On the surface it would seem rather obvious what the best interests of a club like Sunderland would be: good transfer business, a clear and progressive marketing system, securing the services of both long-term management and staff; a solid, viable plan to stabilise club finances and take us back to the upper rungs of elite Football. These all spring to mind instantly but as we know things are never as simple they seem, to our eternal dismay.

Consider for a moment that Ellis Short has been trying his utmost to escape the ship he sunk for some time now. He has stated his intentions, even put the club in an upmarket brochure for potential investors, like some vacation adventure for the filthy rich and bored. On the cusp of completing the sale he sanctions another: the sale of our most valuable asset in Jordan Pickford, a player that neither needed to leave nor helped us by doing so.

Chelsea v Sunderland - Premier League Photo by Shaun Botterill/Getty Images

There's another thirty million checked off the big Sunderland I.O.U that the Texan keeps tucked in the weathered leather of his buckskin boots. Transfer kitty? Don't be daft. He's consolidating his money before he moves on and he doesn't mind stripping the club bare to do it.

The Sunderland hierarchy can hide behind their faceless corporate agenda all they like, it changes nothing. We aren't stupid enough to believe that a man who has singularly failed to provide reassurance, stability and belief at any point in five years of ownership, is the man that has our best interests at heart.

It's alleged that terms were agreed. This means the financial aspect of it, i.e. the cheque with all those zeroes on it that is placed right in Short's unsteady hands, was already a foregone conclusion. This means that, monetarily speaking, Short should have been compensated adequately for his misguided venture and was comfortable with that sum, whatever it may be. So what are we to believe? That he changed his mind? Come the eleventh hour, was it the amateur illusionist Bain the Incalculating, in yet another attempt at working his fabled magic, that pulled the tablecloth from beneath the dinner service and spilled soup and garlic bread all over the contract?

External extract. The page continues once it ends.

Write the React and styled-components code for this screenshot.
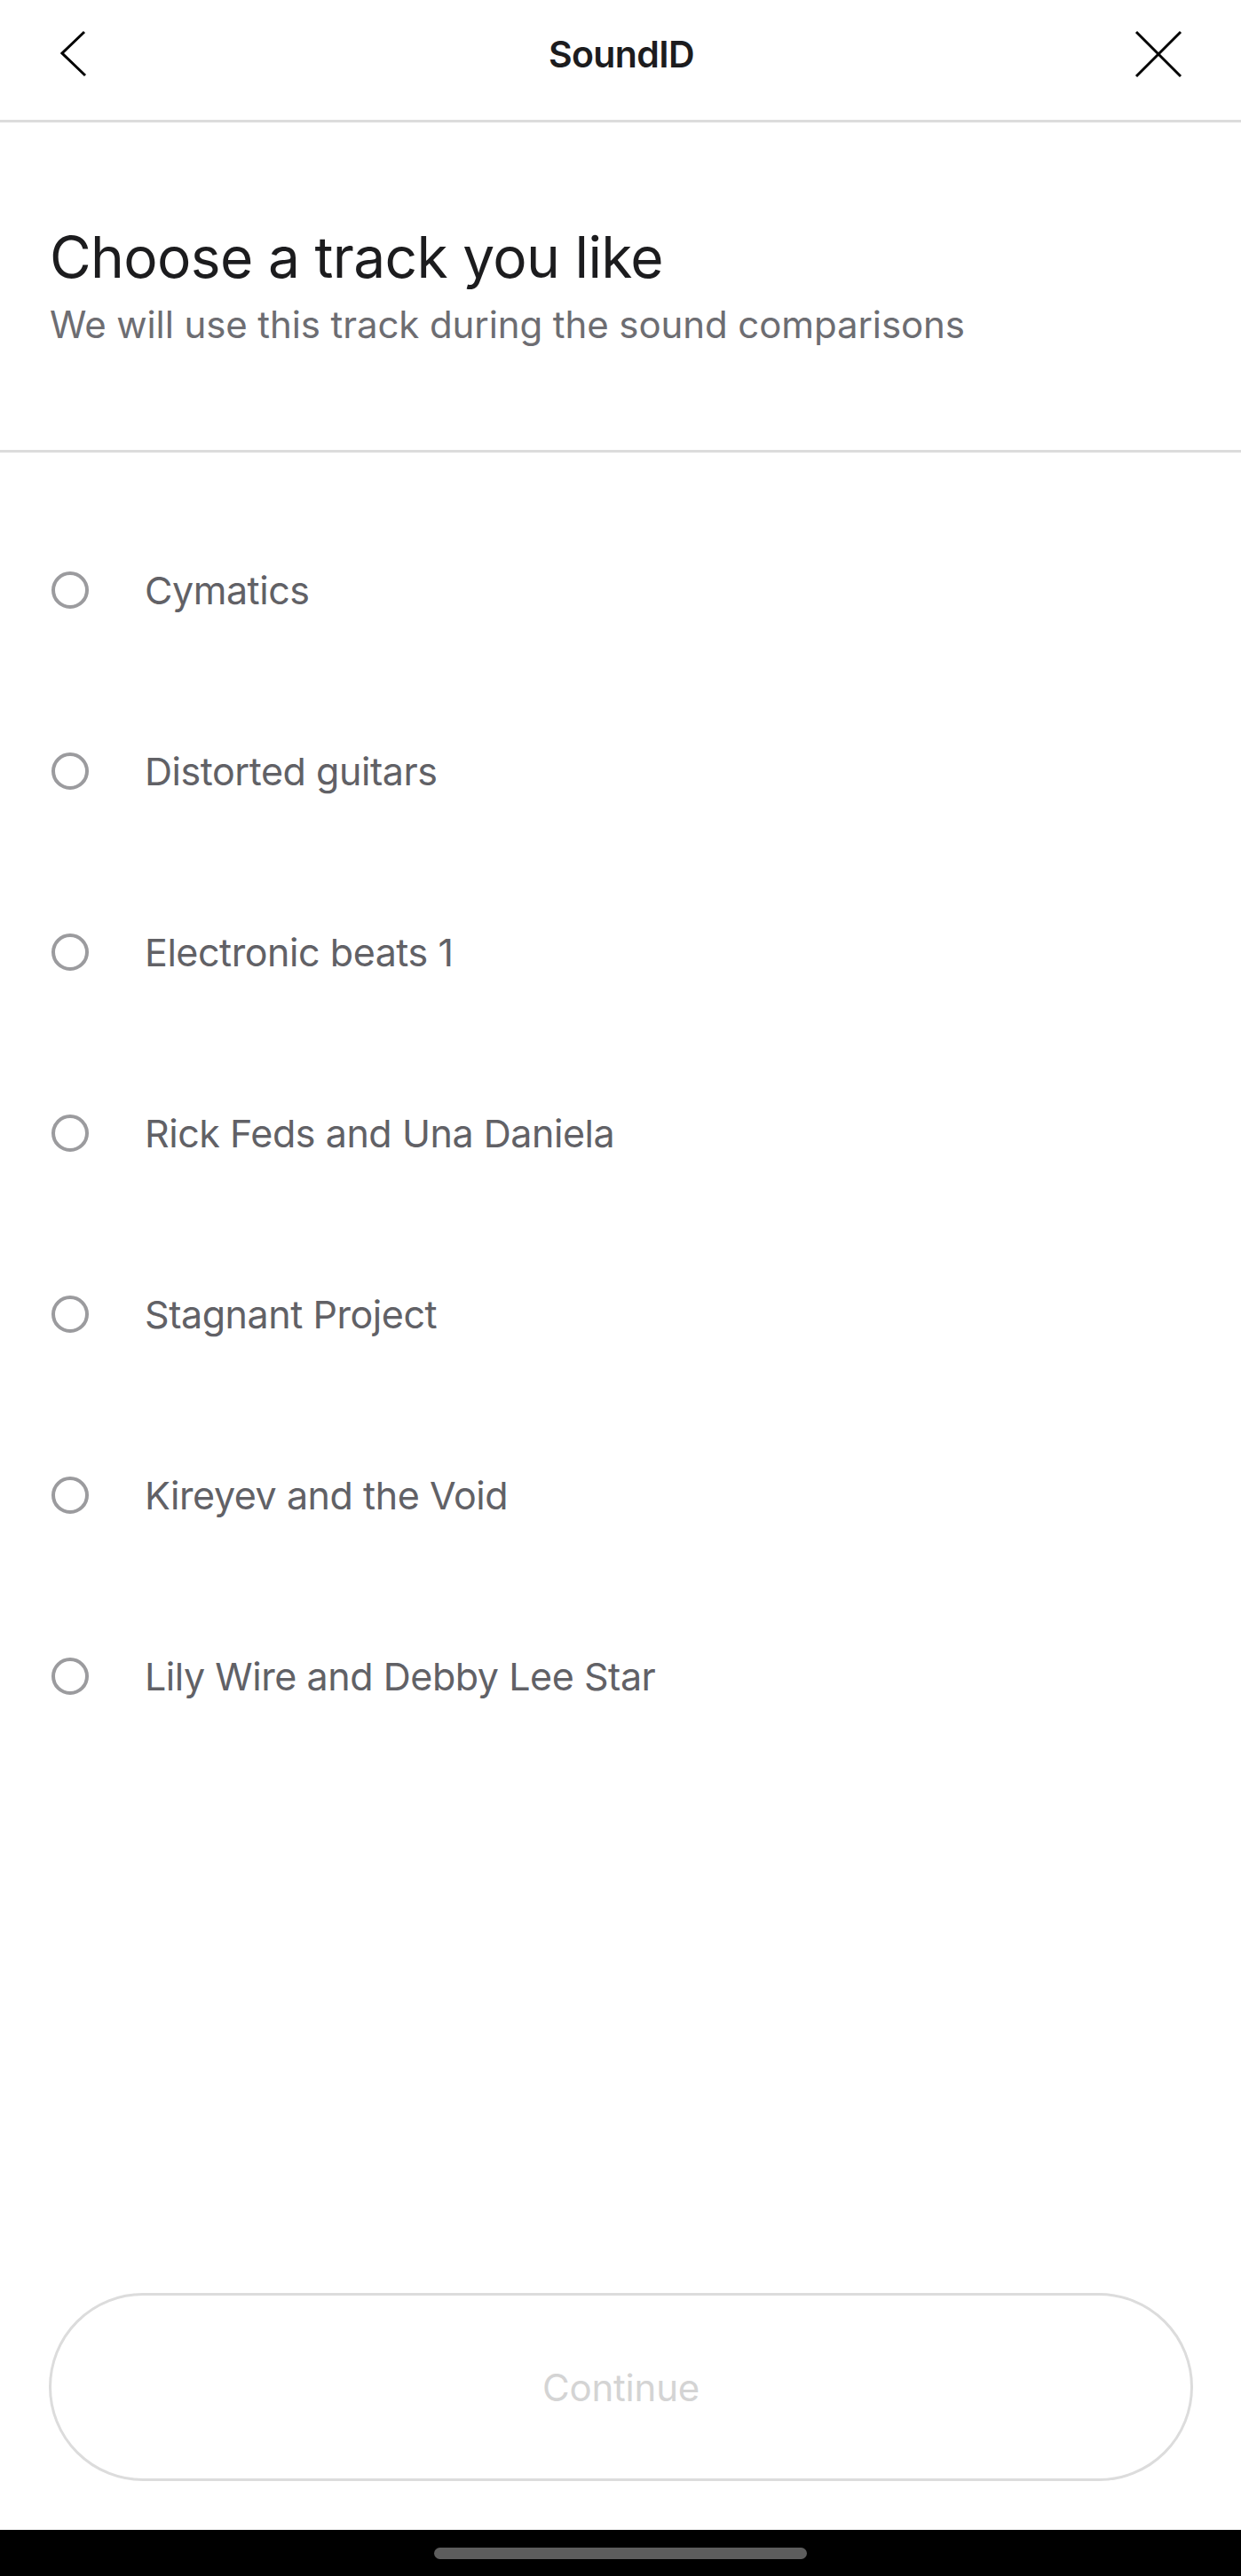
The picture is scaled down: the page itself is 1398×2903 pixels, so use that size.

No? What's that you say? It was Ellis Short's love for the club that stayed his hand? Oh I see! So the man that has publicly recognised his own shortcomings as an owner, that has declared his intentions to leave for the benefit of everyone whilst ensuring return on his investment through his orders to streamline the club and capitalise on both relegation and the sale of our assets to do so, this man has decided that he now knows the best interests of Sunderland? We are to believe that his refusal to accept the motives of another owner are solely the result of his compassion for the club and his understanding of the needs of this institution, an institution he has displayed himself time and again incapable of steering in the right direction?

40th Anniversary Memorial of Ibrox Disaster Held In Glasgow PHoto by Danny Lawson - pool/Getty Images

So it's in the best interests of the club to continue under the stewardship of the man that spent as much money as Champions League competitors in the top flight and never finished above 13th, given half a dozen consecutive opportunities to do so? Oh, no worries there then, safe pair of hands.

Pardon my sense but what a load of utter bollocks.

So we can only imagine that something went very wrong that day in whatever conference room or hotel restaurant these people choose to conduct their business in. The most troubling aspect of this theory is that we, whose business it arguably is, have no knowledge of what that thing was. It was not in the “club's best interests” means whatever meaning you choose to give it: if I choose not to go to work and say 'It's not in my best interests' will that be useful information to the people I'm screwing over? If I can't be bothered to exercise because 'it's not in my best interests' does that make me any less lazy? So the lack of explanation becomes the crime here more than the act itself because you haven't bothered to tell the people who really care, what that crime was.

We're back to square one with these amateur spin doctors, honestly. It's tiresome. The cheap slogans suit the cheap seats but guess what? Not one of those seats in the Stadium of Light are cheap! People scrimp and save to get those seats and the least they deserve for it is transparency, not the illusion of it.

But we can't stop now because it gets better! The man that was leaving us because he couldn't stand the heat any more is staying because he has no choice, though he'll never respect us enough to tell us why.

What sort of mug do you have to be to welcome the continued residence of such a man? This is like the dramatisation of a long and arduous divorce. Forced by circumstance and stubborn pride to live in the same house as one another in spite of the fact that you hiss across the room every time you see one another, and deliberately let their tyres down and lose their keys and call them a c*nt under your breath just as they close the door.

He won't go because it's his and we won't go because it's ours. We're here until someone gets enough money and reason to fuck off elsewhere, and we all know it won't be us.

The time to say goodbye has come and gone so spare me the lip service and the lies, stop your little magician from spouting his platitudes and either speak straight or don't speak at all. Ellis didn't sell the club because it wasn't in his best interests to do so. Don't be fooled for one moment in to thinking that he's qualified to decide what's in ours.